• Records:
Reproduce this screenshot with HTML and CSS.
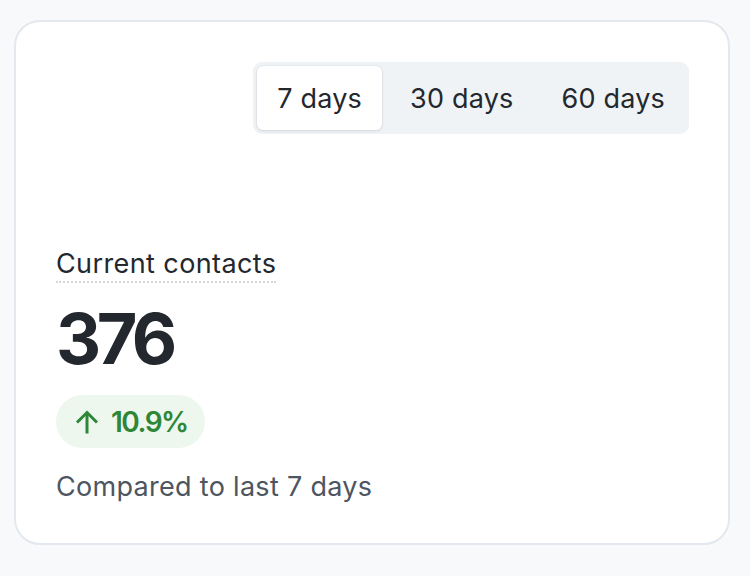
FILE: index.html
```html
<!DOCTYPE html>
<html>
<head>
<meta charset="utf-8">
<link rel="stylesheet" href="styles.css">
</head>
<body>
<div class="card">
  <div class="toolbar">
    <div class="segmented">
      <button class="seg active">7 days</button>
      <button class="seg">30 days</button>
      <button class="seg">60 days</button>
    </div>
  </div>
  <div class="stat">
    <div class="label"><span class="label-text">Current contacts</span></div>
    <div class="value">376</div>
    <div class="badge">
      <svg class="arrow" width="24" height="24" viewBox="0 0 24 24" fill="none" stroke="currentColor" stroke-width="3" stroke-linecap="butt" stroke-linejoin="miter"><path d="M12 23.5V2.5"/><path d="M2 12.5l10-10 10 10"/></svg>
      <span>10.9%</span>
    </div>
    <div class="note">Compared to last 7 days</div>
  </div>
</div>
</body>
</html>
```
FILE: styles.css
```css
html, body {
  margin: 0;
  padding: 0;
  background: #f8f9fb;
}
body {
  font-family: Inter, "Noto Sans", sans-serif;
  color: #23272e;
}
.card {
  box-sizing: border-box;
  margin: 20px 0 0 14px;
  width: 716px;
  height: 525px;
  background: #ffffff;
  border: 2px solid #e3e8ee;
  border-radius: 26px;
  padding: 40px 39px 40px 40px;
  display: flex;
  flex-direction: column;
  justify-content: space-between;
}
.toolbar {
  display: flex;
  justify-content: flex-end;
}
.segmented {
  display: flex;
  gap: 8px;
  padding: 4px;
  background: #eff3f6;
  border-radius: 9px;
}
.seg {
  font-family: inherit;
  font-size: 27px;
  letter-spacing: 0.2px;
  color: #23272e;
  background: transparent;
  border: 0;
  height: 64px;
  padding: 0 20px;
  border-radius: 6px;
  cursor: pointer;
}
.seg.active {
  background: #ffffff;
  box-shadow: 0 1px 3px rgba(16, 24, 40, 0.10), 0 0 0 1px rgba(16, 24, 40, 0.03);
}
.stat {
  display: flex;
  flex-direction: column;
  align-items: flex-start;
}
.label {
  font-size: 27px;
  line-height: 32px;
  letter-spacing: 0.4px;
}
.label-text {
  border-bottom: 2px dotted #d3d7dc;
  padding-bottom: 1px;
}
.value {
  font-size: 70px;
  font-weight: 700;
  line-height: 72px;
  margin-top: 23px;
  letter-spacing: -4.5px;
}
.badge {
  margin-top: 20px;
  display: flex;
  align-items: center;
  gap: 12px;
  height: 53px;
  padding: 0 17px 0 19px;
  border-radius: 27px;
  background: #edf7ee;
  color: #2e8636;
  font-size: 28px;
  font-weight: 600;
  letter-spacing: -1.5px;
}
.note {
  margin-top: 23px;
  font-size: 27px;
  line-height: 32px;
  letter-spacing: 0.3px;
  color: #4d5560;
}
```
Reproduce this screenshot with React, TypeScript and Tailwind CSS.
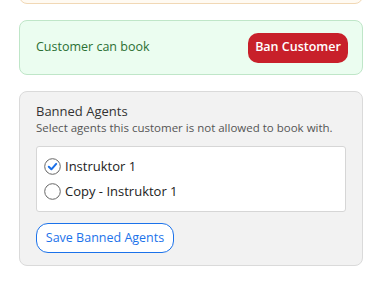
export default function App() {
  const agents = [
    { id: "1", name: "Instruktor 1", banned: true },
    { id: "2", name: "Copy - Instruktor 1", banned: false },
  ];

  return (
    <div className="flex min-h-[285px] flex-col gap-4 bg-white pl-[19px] pr-[26px] [font-family:'Open_Sans',sans-serif]">
      <div className="-mt-[12px] h-[16px] rounded-[12px] border border-[#f1d8b5] bg-[#fffaf2]" />

      <div className="flex h-[55px] items-center justify-between rounded-[8px] border border-[#bfe6c8] bg-[#ebfdf0] pl-[16px] pr-[14px]">
        <span className="text-[12.5px] text-[#2b7034]">Customer can book</span>
        <button
          type="button"
          className="h-[30px] w-[100px] rounded-[10px] bg-[#c8202a] text-[12.5px] font-semibold text-white"
        >
          Ban Customer
        </button>
      </div>

      <div className="flex flex-col rounded-[8px] border border-[#dadada] bg-[#f2f2f2] px-[16px] pb-[12px] pt-[10px]">
        <p className="text-[13px] leading-[18px] text-[#333]">Banned Agents</p>
        <p className="text-[11.5px] leading-[16px] text-[#555]">
          Select agents this customer is not allowed to book with.
        </p>
        <div className="mt-[10px] flex flex-col gap-[8px] rounded-[3px] border border-[#d6d6d6] bg-white px-[7px] py-[11px]">
          {agents.map((a) => (
            <label key={a.id} className="flex h-[17px] items-center gap-[4px] text-[13px] text-[#222]">
              {a.banned ? (
                <svg width="17" height="17" viewBox="0 0 17 17">
                  <circle cx="8.5" cy="8.5" r="7.8" fill="white" stroke="#666" strokeWidth="1" />
                  <path d="M4.8 8.8 L7.4 11.3 L12.2 5.9" fill="none" stroke="#1a6fe8" strokeWidth="2" strokeLinecap="round" strokeLinejoin="round" />
                </svg>
              ) : (
                <svg width="17" height="17" viewBox="0 0 17 17">
                  <circle cx="8.5" cy="8.5" r="7.8" fill="white" stroke="#666" strokeWidth="1" />
                </svg>
              )}
              {a.name}
            </label>
          ))}
        </div>
        <button
          type="button"
          className="mt-[11px] h-[30px] w-[138px] rounded-[12px] border border-[#1b72ea] bg-white text-[12.5px] font-medium text-[#1b72ea]"
        >
          Save Banned Agents
        </button>
      </div>
    </div>
  );
}
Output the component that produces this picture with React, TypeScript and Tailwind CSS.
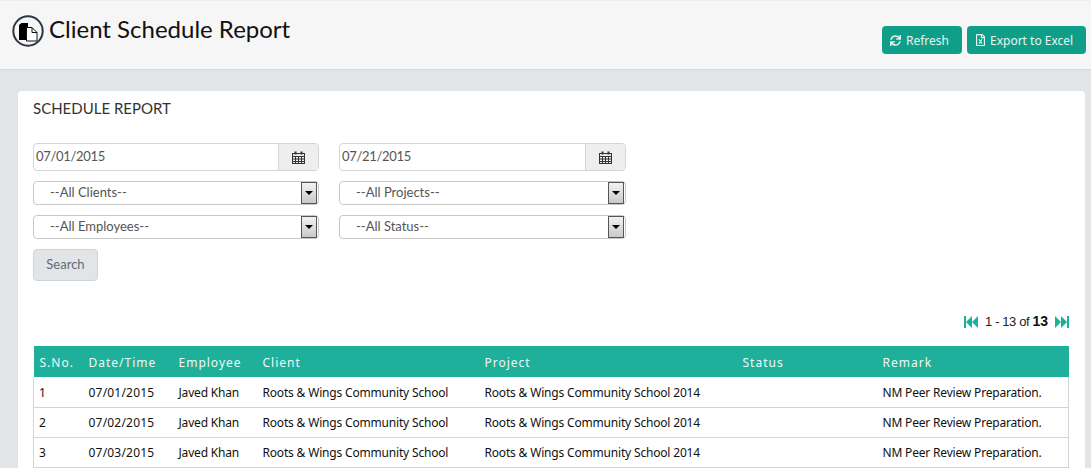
import { FaSync, FaRegFileExcel } from 'react-icons/fa'

const ROWS = [
  { no: 1, date: '07/01/2015' },
  { no: 2, date: '07/02/2015' },
  { no: 3, date: '07/03/2015' },
]

function TitleIcon() {
  return (
    <svg width="32" height="32" viewBox="0 0 32 32" className="shrink-0">
      <circle cx="16" cy="16" r="14.7" fill="#f6f6f7" stroke="#2c3542" strokeWidth="2" />
      <path d="M7 10 9.5 8H16v17H7z" fill="#000" />
      <path d="M14.5 12.5h5.5l5 5v8.5H14.5z" fill="#fff" stroke="#111" strokeWidth="1" />
      <path d="M20 12.5v5h5" fill="none" stroke="#111" strokeWidth="1" />
    </svg>
  )
}

function CalendarIcon() {
  return (
    <svg width="13" height="13" viewBox="0 0 13 13" fill="none" stroke="#333" strokeWidth="1">
      <rect x="0.5" y="2.5" width="12" height="10" />
      <path d="M0.5 5.5h12M0.5 8h12M0.5 10.5h12M3.5 5v8M6.5 5v8M9.5 5v8" />
      <path d="M3.5 0.5v3M9.5 0.5v3" strokeWidth="2" />
    </svg>
  )
}

function DateField({ value }: { value: string }) {
  return (
    <div className="flex h-[28px] overflow-hidden rounded border border-[#d5d5d5] bg-white text-[13px] tracking-[-0.3px] text-[#555]">
      <div className="flex-1 pl-[2px] leading-[24px]">{value}</div>
      <div className="flex w-[40px] items-center justify-center border-l border-[#d5d5d5] bg-[#eeeeee]">
        <CalendarIcon />
      </div>
    </div>
  )
}

function SelectField({ label }: { label: string }) {
  return (
    <div className="flex h-[24px] items-center justify-between rounded border border-[#c8c8c8] bg-white pl-[16px] text-[13px] text-[#555]">
      <span>{label}</span>
      <span className="mr-[1px] flex h-[22px] w-[16px] items-center justify-center border border-[#555] bg-gradient-to-b from-[#f2f2f2] to-[#c9c9c9]">
        <span className="h-0 w-0 border-x-[4px] border-t-[4px] border-x-transparent border-t-black" />
      </span>
    </div>
  )
}

function PagerIcon({ flip }: { flip?: boolean }) {
  return (
    <svg width="14" height="12" viewBox="0 0 14 12" className={flip ? 'rotate-180' : ''} fill="#1bb09a">
      <rect x="0" y="0" width="2" height="12" />
      <path d="M8 0v12L2 6zM14 0v12L8 6z" />
    </svg>
  )
}

export default function App() {
  return (
    <div className="h-[468px] w-[1091px] overflow-hidden bg-[#e2e5e8] font-['Lato',sans-serif]">
      <header className="flex h-[70px] items-start justify-between border-y border-t-[#eeeeee] border-b-[#d5d8db] bg-[#f6f6f7] pr-[5px]">
        <div className="flex items-center gap-[5px] pl-[12px] pt-[14px]">
          <TitleIcon />
          <h1 className="-mt-[4px] text-[24px] leading-[30px] text-[#111]">Client Schedule Report</h1>
        </div>
        <div className="flex gap-[5px] pt-[25px] font-['Noto_Sans',sans-serif] text-[12px] text-[#e6f5f2]">
          <button className="flex h-[28px] w-[80px] items-center gap-[5px] rounded bg-[#0f9f88] pl-[8px] pt-[2px]">
            <FaSync className="-mt-[2px] h-[11px] w-[11px]" />
            Refresh
          </button>
          <button className="flex h-[28px] w-[119px] items-center gap-[4px] rounded bg-[#0f9f88] pl-[8px] pt-[2px]">
            <FaRegFileExcel className="-mt-[2px] h-[12px] w-[11px]" />
            Export to Excel
          </button>
        </div>
      </header>

      <main className="ml-[18px] mt-[21px] h-[400px] w-[1067px] rounded-t bg-white px-[15px] pt-[8px]">
        <h2 className="text-[15px] leading-[18px] text-[#333]">SCHEDULE REPORT</h2>

        <div className="mt-[26px] grid w-[593px] grid-cols-[286px_287px] gap-x-[20px] gap-y-[10px]">
          <DateField value="07/01/2015" />
          <DateField value="07/21/2015" />
          <SelectField label="--All Clients--" />
          <SelectField label="--All Projects--" />
          <SelectField label="--All Employees--" />
          <SelectField label="--All Status--" />
        </div>

        <button className="mt-[10px] h-[32px] w-[65px] rounded border border-[#cfd3d7] bg-[#e2e5e8] text-[13px] text-[#5f6b76]">
          Search
        </button>

        <div className="mt-[30px] flex items-center justify-end gap-[7px] pr-[1px] font-['Liberation_Sans',sans-serif] text-[13px] tracking-[-0.4px] text-[#222]">
          <PagerIcon />
          <span>
            1 - 13 of <b className="text-[14px] tracking-normal text-[#111]">13</b>
          </span>
          <PagerIcon flip />
        </div>

        <table className="mt-[14px] w-[1035px] table-fixed border-collapse font-['Noto_Sans',sans-serif] text-[12px] tracking-[-0.18px] text-[#111]">
          <colgroup>
            <col className="w-[54px]" />
            <col className="w-[91px]" />
            <col className="w-[84px]" />
            <col className="w-[222px]" />
            <col className="w-[258px]" />
            <col className="w-[140px]" />
            <col className="w-[186px]" />
          </colgroup>
          <thead>
            <tr className="h-[31px] bg-[#1eb09a] text-left tracking-[1px] text-[#eef9f7]">
              {['S.No.', 'Date/Time', 'Employee', 'Client', 'Project', 'Status', 'Remark'].map((h, i) => (
                <th key={h} className={`pt-[2px] font-normal ${i === 0 ? 'pl-[6px]' : i === 1 ? 'pl-[1px]' : ''}`}>
                  {h}
                </th>
              ))}
            </tr>
          </thead>
          <tbody>
            {ROWS.map((r) => (
              <tr key={r.no} className="h-[30px] border border-t-0 border-[#d4d4d4] [&>td]:pt-[2px]">
                <td className="pl-[5px]">{r.no}</td>
                <td className="pl-[1px] tracking-[0.2px]">{r.date}</td>
                <td>Javed Khan</td>
                <td>Roots &amp; Wings Community School</td>
                <td>Roots &amp; Wings Community School 2014</td>
                <td></td>
                <td>NM Peer Review Preparation.</td>
              </tr>
            ))}
          </tbody>
        </table>
      </main>
    </div>
  )
}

• Objective: Copy every line of the records above that holds the word "this".

• Output of the exercise:
Reproduce this screenshot with HTML and CSS.
Reproduce this screenshot with React, TypeScript and Tailwind CSS.
          Select agents this customer is not allowed to book with.
Output the component that produces this picture with React, TypeScript and Tailwind CSS.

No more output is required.